In between an average work session running all the apps and services that I normally use, the Resource Monitor shows about 14–15 GB of memory “In Use” alongside 15–16 GB sitting in “Standby.” Simply put, on a usual day, nearly half the installed memory is doing nothing essential. The “In Use” figure usually includes a dozen non-essential Chrome tabs, Discord running in the background (that I most likely forgot to close) and other communication apps, and even with all of that running simultaneously, the system’s demand rarely grazes past the 17GB mark.

I first stumbled upon the Task Manager misattribution by accident, when one of the DDR4 sticks on my home workstation failed, dropping me from 16GB to 8GB. I expected the system to struggle and crawl, but instead, all my applications (and even games) ran almost identically to how they did at full capacity. The reason for this is the fact that my actual working set had never been close to 16GB to begin with, and Windows had simply been filling the available headroom with processes it deemed necessary. Needless to say, I didn’t feel the need to replace the faulty DDR4 DIMM till date, and my workflow hasn’t exactly suffered because of it.

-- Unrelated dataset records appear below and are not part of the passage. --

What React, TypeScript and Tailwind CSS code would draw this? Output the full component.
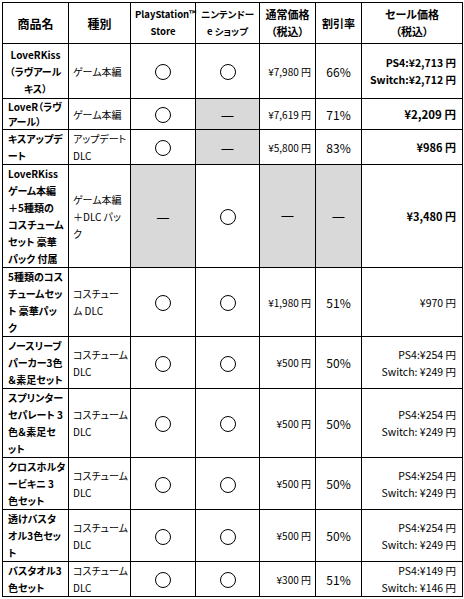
import type { ReactNode } from 'react';

type Row = {
  h: number;
  name: string[];
  center?: boolean;
  tight?: boolean;
  kind: string[];
  ps: boolean;
  sw: boolean;
  price?: string;
  rate?: string;
  sale: string[];
  saleClass: string;
};

const cell = 'border border-black px-[4px] py-0 align-middle';
const gray = 'bg-[#d9d9d9]';

const dual = (a: string, b: string) => [a, b];

// heights are line-to-line minus the 1px border
const rows: Row[] = [
  { h: 55, name: ['LoveRKiss', '（ラヴアール', 'キス）'], center: true, kind: ['ゲーム本編'], ps: true, sw: true, price: '¥7,980 円', rate: '66%', sale: dual('PS4:¥2,713 円', 'Switch:¥2,712 円'), saleClass: 'font-bold text-[10.5px]' },
  { h: 31, name: ['LoveR（ラヴ', 'アール）'], tight: true, kind: ['ゲーム本編'], ps: true, sw: false, price: '¥7,619 円', rate: '71%', sale: ['¥2,209 円'], saleClass: 'font-bold text-[11.5px]' },
  { h: 33, name: ['キスアップデ', 'ート'], kind: ['アップデート', 'DLC'], ps: true, sw: false, price: '¥5,800 円', rate: '83%', sale: ['¥986 円'], saleClass: 'font-bold text-[11px]' },
  { h: 101, name: ['LoveRKiss', 'ゲーム本編', '＋5種類の', 'コスチューム', 'セット 豪華', 'パック 付属'], kind: ['ゲーム本編', '＋DLC パッ', 'ク'], ps: false, sw: true, sale: ['¥3,480 円'], saleClass: 'font-bold text-[11px]' },
  { h: 69, name: ['5種類のコス', 'チュームセッ', 'ト 豪華パッ', 'ク'], kind: ['コスチュー', 'ム DLC'], ps: true, sw: true, price: '¥1,980 円', rate: '51%', sale: ['¥970 円'], saleClass: 'text-[10.5px]' },
  { h: 50, name: ['ノースリーブ', 'パーカー3色', '＆素足セット'], kind: ['コスチューム', 'DLC'], ps: true, sw: true, price: '¥500 円', rate: '50%', sale: dual('PS4:¥254 円', 'Switch: ¥249 円'), saleClass: 'text-[10.5px]' },
  { h: 67, name: ['スプリンター', 'セパレート 3', '色＆素足セ', 'ット'], kind: ['コスチューム', 'DLC'], ps: true, sw: true, price: '¥500 円', rate: '50%', sale: dual('PS4:¥254 円', 'Switch: ¥249 円'), saleClass: 'text-[10.5px]' },
  { h: 51, name: ['クロスホルタ', 'ービキニ 3', '色セット'], kind: ['コスチューム', 'DLC'], ps: true, sw: true, price: '¥500 円', rate: '50%', sale: dual('PS4:¥254 円', 'Switch: ¥249 円'), saleClass: 'text-[10.5px]' },
  { h: 51, name: ['透けバスタ', 'オル3色セッ', 'ト'], kind: ['コスチューム', 'DLC'], ps: true, sw: true, price: '¥500 円', rate: '50%', sale: dual('PS4:¥254 円', 'Switch: ¥249 円'), saleClass: 'text-[10.5px]' },
  { h: 34, name: ['バスタオル3', '色セット'], kind: ['コスチューム', 'DLC'], ps: true, sw: true, price: '¥300 円', rate: '51%', sale: dual('PS4:¥149 円', 'Switch: ¥146 円'), saleClass: 'text-[10.5px]' },
];

function Lines({ items }: { items: string[] }) {
  return (
    <>
      {items.map((t, i) => (
        <div key={i} className="whitespace-nowrap">
          {t}
        </div>
      ))}
    </>
  );
}

const Circle = () => <span className="inline-block w-[16px] h-[16px] rounded-full border-[1.5px] border-black align-middle" />;
const Dash = () => <span className="text-[15px] leading-none">—</span>;

function Mark({ on }: { on: boolean }): ReactNode {
  return on ? <Circle /> : <Dash />;
}

export default function App() {
  return (
    <div className="bg-white w-[464px] h-[599px] pt-[2px] pl-[2px] font-['Noto_Sans_CJK_JP',sans-serif] [font-feature-settings:'palt'] text-black leading-[17px]">
      <table className="table-fixed border-collapse w-[461px]">
        <colgroup>
          <col className="w-[66px]" />
          <col className="w-[62px]" />
          <col className="w-[65px]" />
          <col className="w-[64px]" />
          <col className="w-[56px]" />
          <col className="w-[46px]" />
          <col className="w-[101px]" />
        </colgroup>
        <thead>
          <tr className="h-[41px] font-bold text-center">
            <th className={`${cell} text-[12px]`}>商品名</th>
            <th className={`${cell} text-[12px]`}>種別</th>
            <th className={`${cell} text-[9.5px] px-0`}>
              <div>PlayStation™</div>
              <div>Store</div>
            </th>
            <th className={`${cell} text-[9.5px] px-0`}>
              <div>ニンテンドー</div>
              <div>e ショップ</div>
            </th>
            <th className={`${cell} text-[11px] px-0`}>
              <div>通常価格</div>
              <div>（税込）</div>
            </th>
            <th className={`${cell} text-[11px] px-0`}>割引率</th>
            <th className={`${cell} text-[11px]`}>
              <div>セール価格</div>
              <div>（税込）</div>
            </th>
          </tr>
        </thead>
        <tbody>
          {rows.map((r, i) => (
            <tr key={i} style={{ height: r.h }}>
              <td className={`${cell} px-[5px] font-bold text-[10px] ${r.center ? 'text-center' : 'text-left'} ${r.tight ? 'leading-[15px]' : ''}`}>
                <Lines items={r.name} />
              </td>
              <td className={`${cell} text-[10px] text-left`}>
                <Lines items={r.kind} />
              </td>
              <td className={`${cell} text-center ${r.ps ? '' : gray}`}>
                <Mark on={r.ps} />
              </td>
              <td className={`${cell} text-center ${r.sw ? '' : gray}`}>
                <Mark on={r.sw} />
              </td>
              <td className={`${cell} text-[10px] whitespace-nowrap ${r.price ? 'text-right' : `text-center ${gray}`}`}>
                {r.price ?? <Dash />}
              </td>
              <td className={`${cell} text-[12px] text-center ${r.rate ? '' : gray}`}>{r.rate ?? <Dash />}</td>
              <td className={`${cell} px-[6px] text-right ${r.saleClass}`}>
                <Lines items={r.sale} />
              </td>
            </tr>
          ))}
        </tbody>
      </table>
    </div>
  );
}
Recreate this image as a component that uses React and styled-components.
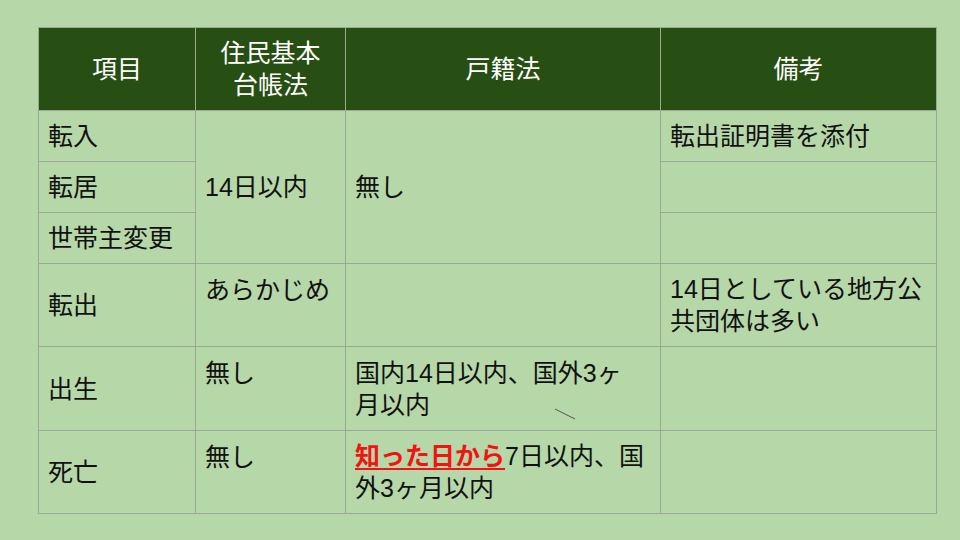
import React from "react";
import styled, { createGlobalStyle } from "styled-components";

const GlobalStyle = createGlobalStyle`
  html, body {
    margin: 0;
    padding: 0;
    background: #b6d7a8;
  }
  body {
    font-family: "Liberation Sans", "Noto Sans CJK JP", sans-serif;
  }
`;

const Slide = styled.div`
  width: 960px;
  height: 540px;
  box-sizing: border-box;
  padding: 27px 0 0 38px;
  background: #b6d7a8;
`;

const Table = styled.table`
  border-collapse: collapse;
  table-layout: fixed;
  width: 898px;
  font-size: 25px;
  line-height: 32px;
  color: #111;
`;

const HeadRow = styled.tr`
  height: 83px;
`;

const Row = styled.tr`
  height: ${(p) => p.$h}px;
`;

const HeadCell = styled.th`
  background: #274e13;
  color: #fff;
  font-weight: normal;
  text-align: center;
  vertical-align: middle;
  border: 1px solid #9aa894;
  padding: 0 6px;
  white-space: nowrap;
`;

const Cell = styled.td`
  position: relative;
  border: 1px solid #9aa894;
  padding: ${(p) => (p.$top ? "10px 9px 0" : "0 9px")};
  vertical-align: ${(p) => (p.$top ? "top" : "middle")};
  text-align: left;
  white-space: nowrap;
`;

const Mark = styled.span`
  color: #f01414;
  font-weight: bold;
  text-decoration: underline;
  text-decoration-thickness: 2px;
  text-underline-offset: 3px;
`;

const Stroke = styled.svg`
  position: absolute;
  left: 207px;
  top: 60px;
  width: 24px;
  height: 14px;
  pointer-events: none;
`;

export default function App() {
  return (
    <>
      <GlobalStyle />
      <Slide>
        <Table>
          <colgroup>
            <col style={{ width: 157 }} />
            <col style={{ width: 150 }} />
            <col style={{ width: 315 }} />
            <col style={{ width: 276 }} />
          </colgroup>
          <thead>
            <HeadRow>
              <HeadCell>項目</HeadCell>
              <HeadCell>
                住民基本
                <br />
                台帳法
              </HeadCell>
              <HeadCell>戸籍法</HeadCell>
              <HeadCell>備考</HeadCell>
            </HeadRow>
          </thead>
          <tbody>
            <Row $h={51}>
              <Cell>転入</Cell>
              <Cell rowSpan={3}>14日以内</Cell>
              <Cell rowSpan={3}>無し</Cell>
              <Cell>転出証明書を添付</Cell>
            </Row>
            <Row $h={51}>
              <Cell>転居</Cell>
              <Cell />
            </Row>
            <Row $h={51}>
              <Cell>世帯主変更</Cell>
              <Cell />
            </Row>
            <Row $h={83}>
              <Cell>転出</Cell>
              <Cell $top>あらかじめ</Cell>
              <Cell />
              <Cell>
                14日としている地方公
                <br />
                共団体は多い
              </Cell>
            </Row>
            <Row $h={84}>
              <Cell>出生</Cell>
              <Cell $top>無し</Cell>
              <Cell>
                国内14日以内、国外3ヶ
                <br />
                月以内
                <Stroke viewBox="0 0 24 14">
                  <line x1="2" y1="2" x2="22" y2="12" stroke="#555" strokeWidth="1" />
                </Stroke>
              </Cell>
              <Cell />
            </Row>
            <Row $h={83}>
              <Cell>死亡</Cell>
              <Cell $top>無し</Cell>
              <Cell>
                <Mark>知った日から</Mark>7日以内、国
                <br />
                外3ヶ月以内
              </Cell>
              <Cell />
            </Row>
          </tbody>
        </Table>
      </Slide>
    </>
  );
}
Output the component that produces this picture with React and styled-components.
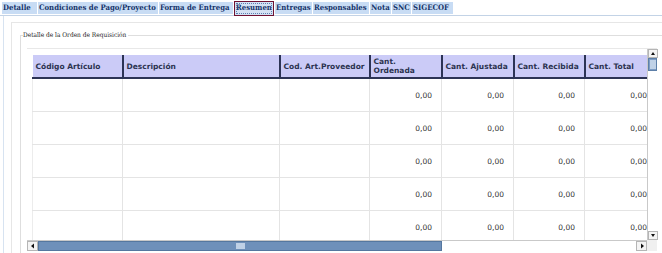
import React from 'react'
import styled, { createGlobalStyle } from 'styled-components'

const Global = createGlobalStyle`
  html, body {
    margin: 0;
    padding: 0;
    background: #fff;
    width: 662px;
    height: 253px;
    overflow: hidden;
  }
`;

const Page = styled.div`
  width: 662px;
  height: 253px;
  display: flex;
  flex-direction: column;
  overflow: hidden;
`;

const TabBar = styled.div`
  display: flex;
  gap: 1px;
  padding: 2px 0 0 2px;
  height: 13px;
  border-bottom: 1px solid #c3d3e6;
`;

const Tab = styled.div`
  box-sizing: border-box;
  width: ${(p) => p.w}px;
  height: ${(p) => (p.active ? 15 : 12)}px;
  margin-top: ${(p) => (p.active ? -1 : 0)}px;
  background: ${(p) => (p.active ? '#d4e2f4' : '#c8dcf4')};
  border: ${(p) => (p.active ? '1px solid #6e1232' : 'none')};
  outline: ${(p) => (p.active ? '1px dotted #5d7fb0' : 'none')};
  outline-offset: -3px;
  color: #17356b;
  font-family: "DejaVu Serif", serif;
  font-stretch: condensed;
  font-weight: bold;
  font-size: 7.7px;
  line-height: ${(p) => (p.active ? 11 : 12)}px;
  white-space: nowrap;
  overflow: hidden;
  padding-left: 1px;
`;

const Outer = styled.div`
  flex: 1;
  margin-left: 3px;
  border-left: 1px solid #d7e3f1;
  padding: 6px 0 0 7px;
  display: flex;
  min-width: 0;
`;

const Inner = styled.div`
  flex: 1;
  border-top: 1px solid #e6e6e6;
  border-left: 1px solid #e6e6e6;
  padding: 8px 0 0 8px;
  display: flex;
  min-width: 0;
`;

const Fieldset = styled.fieldset`
  flex: 1;
  margin: 0;
  padding: 9px 5px 0 2px;
  border: none;
  border-top: 1px solid #dedede;
  border-left: 1px solid #dedede;
  display: flex;
  min-width: 0;
`;

const Legend = styled.legend`
  padding: 0 2px 0 0;
  margin-left: 0;
  font-family: "DejaVu Serif", serif;
  font-stretch: condensed;
  font-size: 6.5px;
  color: #222;
`;

const Viewport = styled.div`
  flex: 1;
  margin-left: 4px;
  display: grid;
  grid-template-columns: minmax(0, 1fr) 10px;
  grid-template-rows: 191px 11px;
  border-top: 1px solid #e8e8e8;
  min-width: 0;
`;

const ScrollArea = styled.div`
  overflow: hidden;
  padding: 6px 0 0 5px;
`;

const Table = styled.table`
  border-collapse: collapse;
  table-layout: fixed;
  width: 696px;
  font-family: "DejaVu Sans", sans-serif;
  font-size: 7.5px;
`;

const Th = styled.th`
  box-sizing: border-box;
  width: ${(p) => p.w}px;
  height: 23px;
  background: #cbcbf7;
  color: #2b3350;
  font-weight: bold;
  text-align: left;
  vertical-align: middle;
  padding: 0 3px;
  line-height: 9px;
  border-left: 2px solid #2c3355;
  border-bottom: 2px solid #2c3355;
  white-space: nowrap;
  &:first-child {
    border-left: none;
  }
`;

const Td = styled.td`
  height: 32px;
  border: 1px solid #e4e4e4;
  border-top: none;
  text-align: right;
  padding: 0 9px 0 0;
  color: #333;
  font-size: 7.5px;
  vertical-align: middle;
  &:first-child {
    border-left: 1px solid #ececec;
  }
`;

const VScroll = styled.div`
  display: flex;
  flex-direction: column;
  border-left: 1px solid #c9c9c9;
  background: #fff;
`;

const Arrow = styled.div`
  box-sizing: border-box;
  width: ${(p) => (p.h ? 11 : 10)}px;
  height: ${(p) => (p.h ? 10 : 9)}px;
  background: #f4f4f4;
  border: 1px solid #b5b5b5;
  display: flex;
  align-items: center;
  justify-content: center;
  flex-shrink: 0;
  svg {
    display: block;
  }
`;

const VThumb = styled.div`
  height: 13px;
  background: #7c9cc4;
  border: 1px solid #5d7fa8;
  box-sizing: border-box;
  display: flex;
  align-items: center;
  justify-content: center;
`;

const Track = styled.div`
  flex: 1;
`;

const HScroll = styled.div`
  display: flex;
  align-items: stretch;
  background: #fff;
  border-top: 1px solid #c9c9c9;
`;

const HThumb = styled.div`
  width: 404px;
  background: #6e90ba;
  border: 1px solid #55779f;
  box-sizing: border-box;
  display: flex;
  align-items: center;
  justify-content: center;
`;

const Grip = styled.div`
  width: ${(p) => p.w}px;
  height: ${(p) => p.h}px;
  background-image: radial-gradient(#c5d6ea 0.7px, transparent 0.8px);
  background-size: 2px 2px;
`;

const Corner = styled.div`
  background: #f0f0f0;
`;

const tabs = [
  ['Detalle', 35],
  ['Condiciones de Pago/Proyecto', 120],
  ['Forma de Entrega', 74],
  ['Resumen', 40],
  ['Entregas', 37],
  ['Responsables', 56],
  ['Nota', 21],
  ['SNC', 19],
  ['SIGECOF', 41],
];

const columns = [
  ['Código Artículo', 90, false],
  ['Descripción', 157, false],
  ['Cod. Art.Proveedor', 90, false],
  ['Cant.\nOrdenada', 72, true],
  ['Cant. Ajustada', 72, true],
  ['Cant. Recibida', 71, true],
  ['Cant. Total', 72, true],
  ['', 72, false],
];

const rows = [1, 2, 3, 4, 5];

const Tri = ({ dir }) => {
  const pts = {
    up: '1,4 5,4 3,1',
    down: '1,1 5,1 3,4',
    left: '4,0.5 4,5.5 1,3',
    right: '2,0.5 2,5.5 5,3',
  }[dir];
  return (
    <svg width="6" height="6" viewBox="0 0 6 6">
      <polygon points={pts} fill="#111" />
    </svg>
  );
};

export default function App() {
  return (
    <Page>
      <Global />
      <TabBar>
        {tabs.map(([label, w]) => (
          <Tab key={label} w={w} active={label === 'Resumen'}>
            {label}
          </Tab>
        ))}
      </TabBar>
      <Outer>
        <Inner>
          <Fieldset>
            <Legend>Detalle de la Orden de Requisición</Legend>
            <Viewport>
              <ScrollArea>
                <Table>
                  <thead>
                    <tr>
                      {columns.map(([label, w], i) => (
                        <Th key={i} w={w}>
                          {label.split('\n').map((l, j) => (
                            <div key={j}>{l}</div>
                          ))}
                        </Th>
                      ))}
                    </tr>
                  </thead>
                  <tbody>
                    {rows.map((r) => (
                      <tr key={r}>
                        {columns.map(([, , num], i) => (
                          <Td key={i}>{num ? '0,00' : ''}</Td>
                        ))}
                      </tr>
                    ))}
                  </tbody>
                </Table>
              </ScrollArea>
              <VScroll>
                <Arrow><Tri dir="up" /></Arrow>
                <VThumb><Grip w={6} h={9} /></VThumb>
                <Track />
                <Arrow><Tri dir="down" /></Arrow>
              </VScroll>
              <HScroll>
                <Arrow h><Tri dir="left" /></Arrow>
                <HThumb><Grip w={9} h={6} /></HThumb>
                <Track />
                <Arrow h><Tri dir="right" /></Arrow>
              </HScroll>
              <Corner />
            </Viewport>
          </Fieldset>
        </Inner>
      </Outer>
    </Page>
  );
}
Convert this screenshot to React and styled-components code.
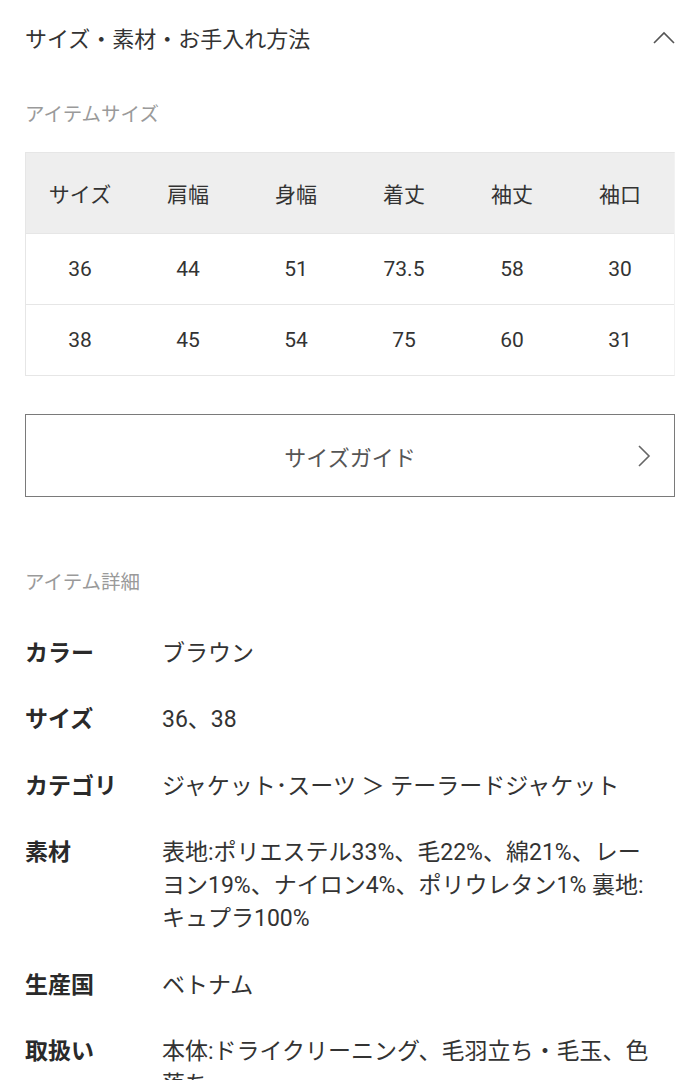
import React from "react";
import styled, { createGlobalStyle } from "styled-components";

const Global = createGlobalStyle`
  html, body { margin: 0; padding: 0; background: #fff; }
  body { font-family: Roboto, "Noto Sans CJK JP", sans-serif; color: #333; }
`;

const Page = styled.div`
  width: 700px;
  padding: 0 25px;
  box-sizing: border-box;
`;

const Header = styled.div`
  height: 78px;
  box-sizing: border-box;
  padding-bottom: 4px;
  display: flex;
  align-items: center;
  justify-content: space-between;
  font-size: 22px;
  color: #333;
`;

const SectionTitle = styled.div`
  font-size: 19.5px;
  line-height: 30px;
  color: #9a9a9a;
  margin-top: ${(p) => p.$top}px;
`;

const Table = styled.div`
  margin-top: 22px;
  border: 1px solid #e6e6e6;
  border-right-color: #f2f2f2;
`;

const TRow = styled.div`
  display: grid;
  grid-template-columns: repeat(6, 1fr);
  align-items: center;
  height: ${(p) => (p.$head ? 80 : 70)}px;
  background: ${(p) => (p.$head ? "#eeeeee" : "#fff")};
  border-top: ${(p) => (p.$head ? "none" : "1px solid #e6e6e6")};
`;

const Cell = styled.div`
  text-align: center;
  font-size: 21px;
  color: #333;
`;

const GuideButton = styled.div`
  margin-top: 38px;
  height: 83px;
  box-sizing: border-box;
  border: 1.5px solid #7a7a7a;
  display: flex;
  align-items: center;
  justify-content: center;
  position: relative;
  font-size: 22px;
  color: #555;
`;

const ButtonArrow = styled.svg`
  position: absolute;
  right: 23px;
  top: 50%;
  transform: translateY(-50%);
`;

const DetailList = styled.div`
  margin-top: 39px;
  display: flex;
  flex-direction: column;
  gap: 33px;
`;

const DRow = styled.div`
  display: grid;
  grid-template-columns: 137px 495px;
  font-size: 23px;
  line-height: 33.3px;
`;

const Label = styled.div`
  font-weight: 700;
  color: #2a2a2a;
`;

const Value = styled.div`
  color: #333;
`;

const head = ["サイズ", "肩幅", "身幅", "着丈", "袖丈", "袖口"];
const rows = [
  ["36", "44", "51", "73.5", "58", "30"],
  ["38", "45", "54", "75", "60", "31"],
];

const details = [
  ["カラー", "ブラウン"],
  ["サイズ", "36、38"],
  ["カテゴリ", "ジャケット･スーツ ＞ テーラードジャケット"],
  ["素材", "表地:ポリエステル33%、毛22%、綿21%、レーヨン19%、ナイロン4%、ポリウレタン1% 裏地:キュプラ100%"],
  ["生産国", "ベトナム"],
  ["取扱い", "本体:ドライクリーニング、毛羽立ち・毛玉、色落ち"],
];

export default function App() {
  return (
    <>
      <Global />
      <Page>
        <Header>
          <span>サイズ・素材・お手入れ方法</span>
          <svg width="22" height="13" viewBox="0 0 22 13">
            <polyline points="1,12 11,2 21,12" fill="none" stroke="#555" strokeWidth="1.6" />
          </svg>
        </Header>
        <SectionTitle $top={22}>アイテムサイズ</SectionTitle>
        <Table>
          <TRow $head>
            {head.map((h) => (
              <Cell key={h}>{h}</Cell>
            ))}
          </TRow>
          {rows.map((r, i) => (
            <TRow key={i}>
              {r.map((c, j) => (
                <Cell key={j}>{c}</Cell>
              ))}
            </TRow>
          ))}
        </Table>
        <GuideButton>
          サイズガイド
          <ButtonArrow width="14" height="24" viewBox="0 0 14 24">
            <polyline points="2,2 12,12 2,22" fill="none" stroke="#666" strokeWidth="1.6" />
          </ButtonArrow>
        </GuideButton>
        <SectionTitle $top={71}>アイテム詳細</SectionTitle>
        <DetailList>
          {details.map(([l, v]) => (
            <DRow key={l}>
              <Label>{l}</Label>
              <Value>{v}</Value>
            </DRow>
          ))}
        </DetailList>
      </Page>
    </>
  );
}
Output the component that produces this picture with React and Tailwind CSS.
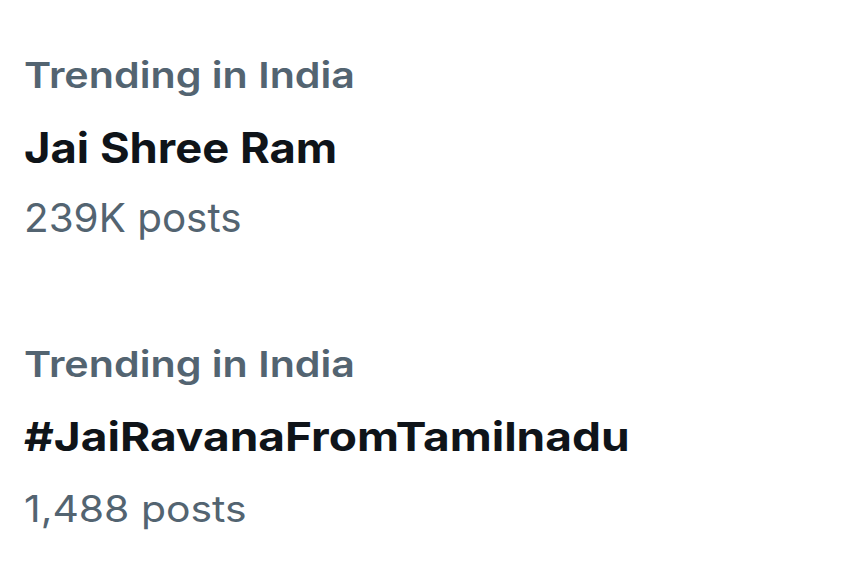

This almost goes without saying, but your workflow will always dictate your memory requirements. A video editor working with 4K feeds and timelines and a gamer running Twitch alongside a AAA title will always land on different numbers. The variance, however, is narrower than what conventional wisdom suggests. The difference between what your system and your workflow demand versus whatever Windows Task Manager suggests is always a touch wider than you’d expect. As such, it’s always a good idea to measure first and buy second, especially given the current RAM economy.